Um dia depois de Pedro Passos Coelho ter
destacado o "talento" de Paulo Portas e o seu "empenho
pessoal" no pacote de medidas anunciadas pelo primeiro-ministro na passada
sexta-feira, o líder do CDS surgiu ontem aos "portugueses", com pose
de estadista e até alguma "jactância" para fazer de conta que parte a
louça toda quando, na realidade, não partiu um prato. O companheiro de Passos
Coelho na peculiar coligação que nos (des)governa precisou de meia hora de
discurso pausado para dizer aos "portugueses" que discorda em
absoluto da proposta que visa impor uma contribuição extraordinária a
pensionistas e reformados como medida para cortar na despesa. "O
primeiro-ministro sabe e creio que é a fronteira que não posso deixar
passar", acrescentou solenemente Portas. O também ministro de Estado e dos
Negócios Estrangeiros foi ainda mais longe ao afirmar que a medida é "um
cisma grisalho que afetaria mais de três milhões de pensionistas da Segurança
Social e da Caixa Geral de Aposentações".

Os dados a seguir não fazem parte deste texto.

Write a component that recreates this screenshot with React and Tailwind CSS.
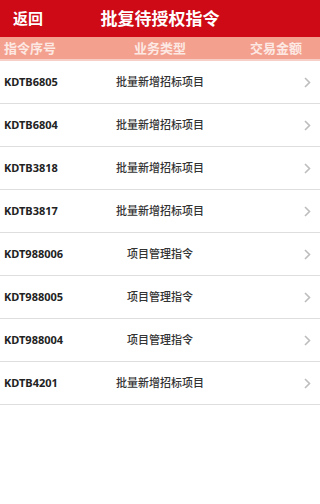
import React from "react";

const rows = [
  ["KDTB6805", "批量新增招标项目"],
  ["KDTB6804", "批量新增招标项目"],
  ["KDTB3818", "批量新增招标项目"],
  ["KDTB3817", "批量新增招标项目"],
  ["KDT988006", "项目管理指令"],
  ["KDT988005", "项目管理指令"],
  ["KDT988004", "项目管理指令"],
  ["KDTB4201", "批量新增招标项目"],
];

const font = { fontFamily: '"Noto Sans", "Noto Sans CJK SC", sans-serif' };

export default function App() {
  return (
    <div className="w-[320px] h-[504px] bg-white overflow-hidden" style={font}>
      <div className="relative h-[37px] bg-[#cd0a15] flex items-center justify-center">
        <span className="absolute left-[13px] top-[8px] text-white text-[15px] font-bold leading-[20px]">返回</span>
        <span className="text-white text-[17px] font-bold leading-[22px]">批复待授权指令</span>
      </div>
      <div className="h-[24px] bg-[#f3a08f] border-b-2 border-[#f8cfc6] grid grid-cols-3 items-center text-[13px] font-bold text-[#fde9e4] leading-[18px]">
        <span className="pl-[4px]">指令序号</span>
        <span className="text-center">业务类型</span>
        <span className="text-right pr-[18px]">交易金额</span>
      </div>
      {rows.map(([code, type]) => (
        <div key={code} className="h-[43px] border-b border-[#dedede] flex items-center">
          <span className="w-[106px] pl-[4px] text-[11px] font-bold text-[#222]">{code}</span>
          <span className="w-[108px] text-center text-[11px] font-medium text-[#333]">{type}</span>
          <span className="flex-1 flex justify-end pr-[9px]">
            <svg width="7" height="11" viewBox="0 0 7 11">
              <path d="M1 1 L5.5 5.5 L1 10" fill="none" stroke="#bdbdbd" strokeWidth="1.6" />
            </svg>
          </span>
        </div>
      ))}
    </div>
  );
}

Nós, os "portugueses" a quem o líder
centrista tão solenemente se dirigiu, ouvimos mas não entendemos bem o que
pretendeu dizer. Mas então Portas não aceitou o que diz agora ser a linha
vermelha que não está disposto a ultrapassar? Aceitou, mesmo que diga ter
aceitado no limite. E ao aceitar participou numa farsa que a TSF desmontou, e
bem, horas antes da comunicação televisiva e em direto de Portas. A saber: os
cortes estimados pelo Governo para este ano poderão atingir os 1400 milhões de
euros, parte dos quais em despesas fixas dos ministérios. E, se assim for, o
ministério de Vítor Gaspar pode consolidar uma almofada de 200 milhões de
euros. É este valor que, somado a outros cortes menores, poderá ser suficiente
para fazer cair a contribuição de sustentabilidade.

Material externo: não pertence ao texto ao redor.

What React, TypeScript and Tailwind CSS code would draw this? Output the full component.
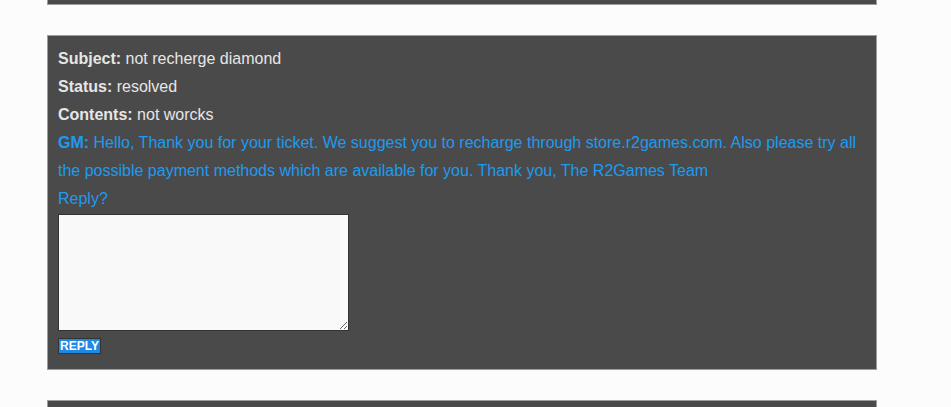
export default function App() {
  return (
    <div className="min-h-screen bg-[#fcfcfc] font-['Liberation_Sans',Arial,sans-serif]">
      <div className="ml-[47px] w-[830px]">
        <div className="h-[5px] border-x border-b border-[#9e9e9e] bg-[#4a4a4a]" />
        <div className="mt-[30px] border border-[#9e9e9e] bg-[#4a4a4a] px-[10px] pb-[15px] pt-[9px] text-[16px] leading-[28px] text-[#e6e6e6]">
          <div>
            <b>Subject:</b> not recherge diamond
          </div>
          <div>
            <b>Status:</b> resolved
          </div>
          <div>
            <b>Contents:</b> not worcks
          </div>
          <div className="text-[#1d9bf0]">
            <b>GM:</b> Hello, Thank you for your ticket. We suggest you to recharge through store.r2games.com. Also please try all the possible payment methods which are available for you. Thank you, The R2Games Team
          </div>
          <div className="text-[#1d9bf0]">Reply?</div>
          <textarea className="mt-px block h-[117px] w-[291px] border border-[#333] bg-[#f9f9f9] outline-none" />
          <button className="mt-[7px] block h-[16px] border border-[#333] bg-[#1e88e5] px-px text-[12px] font-bold leading-[14px] text-white">
            REPLY
          </button>
        </div>
        <div className="mt-[30px] h-[20px] border-x border-t border-[#9e9e9e] bg-[#4a4a4a]" />
      </div>
    </div>
  );
}
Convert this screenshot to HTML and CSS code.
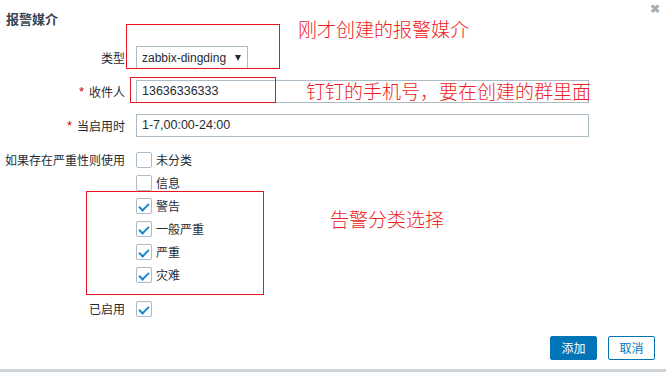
FILE: index.html
```html
<!DOCTYPE html>
<html lang="zh-CN">
<head>
<meta charset="utf-8">
<link rel="stylesheet" href="styles.css">
</head>
<body>
<div class="dialog">
  <div class="head">
    <div class="title">报警媒介</div>
    <span class="close">✖</span>
  </div>
  <div class="form">
    <div class="label">类型</div>
    <div class="ctrl"><div class="select"><span>zabbix-dingding</span><span class="arrow"></span></div></div>

    <div class="label"><span class="star">*</span>收件人</div>
    <div class="ctrl"><div class="input">13636336333</div></div>

    <div class="label"><span class="star">*</span>当启用时</div>
    <div class="ctrl"><div class="input">1-7,00:00-24:00</div></div>

    <div class="label">如果存在严重性则使用</div>
    <div class="ctrl list">
      <div class="item"><span class="cb"></span>未分类</div>
      <div class="item"><span class="cb"></span>信息</div>
      <div class="item"><span class="cb on"></span>警告</div>
      <div class="item"><span class="cb on"></span>一般严重</div>
      <div class="item"><span class="cb on"></span>严重</div>
      <div class="item"><span class="cb on"></span>灾难</div>
    </div>

    <div class="label">已启用</div>
    <div class="ctrl"><div class="item"><span class="cb on"></span></div></div>
  </div>
  <div class="buttons">
    <div class="btn primary">添加</div>
    <div class="btn">取消</div>
  </div>
  <div class="bar"></div>

  <div class="mark m1"></div>
  <div class="mark m2"></div>
  <div class="mark m3"></div>
  <div class="note n1">刚才创建的报警媒介</div>
  <div class="note n2">钉钉的手机号，要在创建的群里面</div>
  <div class="note n3">告警分类选择</div>
</div>
</body>
</html>
```

FILE: styles.css
```css
* { box-sizing: border-box; }
html, body { margin: 0; padding: 0; background: #fff; }
body {
  font-family: "Liberation Sans", Arial, "Noto Sans CJK SC", sans-serif;
  font-size: 12px;
  color: #1f2c33;
}
.dialog {
  position: relative;
  width: 666px;
  height: 372px;
  display: flex;
  flex-direction: column;
}
.head {
  display: flex;
  justify-content: space-between;
  padding: 9px 6px 0 6px;
  height: 29px;
}
.title {
  font-family: "Noto Sans CJK SC", sans-serif;
  font-weight: bold;
  font-size: 13px;
  line-height: 20px;
  color: #384451;
}
.close {
  position: absolute;
  top: 2px;
  right: 6px;
  font-size: 12px;
  font-weight: bold;
  color: #a3b0b8;
  line-height: 14px;
}
.form {
  margin-top: 17px;
  display: grid;
  grid-template-columns: 125px 453px;
  column-gap: 11px;
  row-gap: 11px;
  align-items: start;
}
.label {
  height: 23px;
  display: flex;
  align-items: center;
  justify-content: flex-end;
  gap: 5px;
  font-family: "Noto Sans CJK SC", sans-serif;
  white-space: nowrap;
}
.star {
  color: #d40000;
  font-family: "Liberation Sans", sans-serif;
  font-size: 13px;
  line-height: 12px;
  height: 12px;
}
.select {
  width: 112px;
  height: 23px;
  border: 1px solid #acbbc4;
  display: flex;
  align-items: center;
  justify-content: space-between;
  padding: 0 6px 0 5px;
}
.arrow {
  width: 0;
  height: 0;
  border-left: 3.5px solid transparent;
  border-right: 3.5px solid transparent;
  border-top: 6px solid #1f2c33;
}
.input {
  width: 453px;
  height: 23px;
  border: 1px solid #acbbc4;
  line-height: 21px;
  padding-left: 5px;
  font-size: 12.5px;
}
.list { display: flex; flex-direction: column; }
.item {
  height: 23px;
  display: flex;
  align-items: center;
  gap: 4px;
  font-family: "Noto Sans CJK SC", sans-serif;
}
.cb {
  width: 16px;
  height: 16px;
  border: 1px solid #acbbc4;
  border-radius: 2px;
  position: relative;
  background: #fff;
}
.cb.on::after {
  content: "";
  position: absolute;
  left: 4px;
  top: 2px;
  width: 4px;
  height: 8px;
  border-right: 2px solid #1e87cc;
  border-bottom: 2px solid #1e87cc;
  transform: rotate(45deg);
}
.buttons {
  margin-top: 16px;
  display: flex;
  justify-content: flex-end;
  gap: 11px;
  padding-right: 11px;
}
.btn {
  width: 47px;
  height: 24px;
  border: 1px solid #0275b8;
  border-radius: 2px;
  color: #0275b8;
  text-align: center;
  line-height: 22px;
  font-family: "Noto Sans CJK SC", sans-serif;
  font-size: 12px;
}
.btn.primary { background: #0275b8; color: #fff; }
.bar {
  margin-top: auto;
  height: 3px;
  background: #ced4d8;
}
.mark {
  position: absolute;
  border: 1px solid #e5161f;
}
.m1 { left: 126px; top: 24px; width: 154px; height: 45px; }
.m2 { left: 130px; top: 77px; width: 146px; height: 26px; }
.m3 { left: 86px; top: 191px; width: 178px; height: 104px; }
.note {
  position: absolute;
  color: #ee1c24;
  font-family: "Noto Sans CJK SC", sans-serif;
  font-size: 19px;
  font-weight: 300;
  line-height: 22px;
  white-space: nowrap;
}
.n1 { left: 298px; top: 18px; }
.n2 { left: 306px; top: 80px; }
.n3 { left: 330px; top: 208px; }
```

A declaração de Paulo Portas veio, portanto,
reforçar o que já sabíamos. O Governo anda à deriva, fala a duas vozes e
insiste em brincar, uma vez mais, com a nossa vida. E com especial crueldade
com a vida dos mais frágeis: os reformados e pensionistas.
E nós, os "portugueses", olhamos
ainda mais incrédulos para esta coligação que se assemelha a uma pista de
carrinhos de choque de feiras e romarias (locais tão caros a Portas) onde
rodopiam dois pilotos tresloucados a tentar chocar ora de frente, ora de lado.
Num carrinho vai Portas, no outro vai Passos. E nós, os
"portugueses", estamos já sem carrinho, no meio da pista, indefesos,
a ver de que lado seremos atingidos pelas viaturas descontroladas. De fora, aos
comandos da pista (e, já agora, da aparelhagem sonora) está Cavaco Silva.
Apesar de ter o disjuntor por perto, o presidente parece observar tudo isto sem
vontade de agir, tornando-se por isso, além de testemunha privilegiada,
cúmplice do ziguezague de Portas e Passos.
Ou, se quisermos usar uma imagem mais cara ao
primeiro-ministro, o presidente da República vê ambos a chafurdar no pântano
onde nos estamos a enterrar. E apela à concórdia política e à coesão social. E
apela e apela e apela. Com a ajuda do microfone roufenho.